Water waves generated by moving atmospheric pressure: Theoretical analyses with applications to the 2022 Tonga event

Both 1DH (dispersive and non-dispersive) and 2DH axisymmetric (approximate, non-dispersive) analytical solutions are derived for water waves generated by moving atmospheric pressures. In 1DH, three wave components can be identified: the locked wave propagating with the speed of the atmospheric pressure, $C_p$, and two free wave components propagating in opposite directions with the respective wave celerity, according to the linear frequency dispersion relationship. Under the supercritical condition ($C_p > C$, which is the fastest celerity of the water wave) the leading water wave is the locked wave and has the same sign (i.e., phase) as the atmospheric pressure, while the trailing free wave has the opposite sign. Under the subcritical condition ($C >C_p$) the fastest moving free wave component leads and its free surface elevation has the same sign as the atmospheric pressure.
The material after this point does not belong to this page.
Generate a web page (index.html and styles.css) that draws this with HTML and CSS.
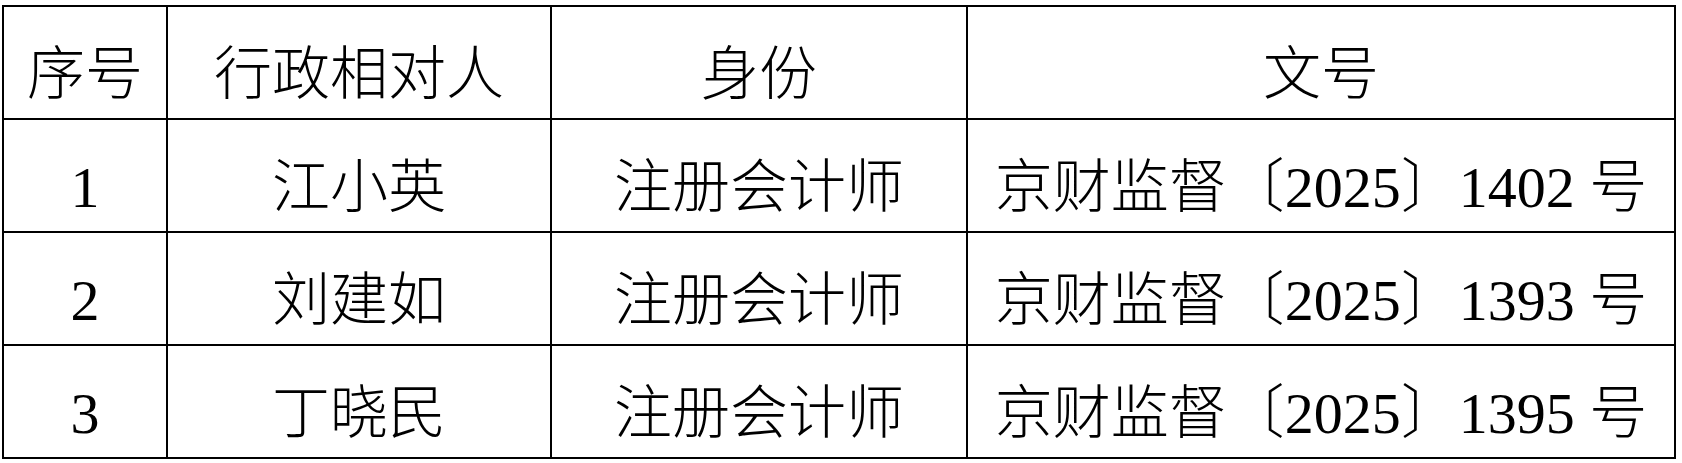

For a long atmospheric pressure disturbance, the induced free surface profile mimics that of the atmospheric pressure. The 2DH problem involves an axisymmetric atmospheric pressure decaying in the radial direction as $O(r^{-1/2})$. Only two wave components, locked and free, appear due to symmetry. The tsunami DART data captured during Tonga's volcanic eruption event is analyzed. Corrections are necessary to isolate the free surface elevation data. Comparisons between the corrected DART data and the analytical solutions, including the arrival times of the leading locked waves and the trailing free waves, and the amplitude ratios, are in agreement in order-of-magnitude. The differences between them highlight the complexity of problems.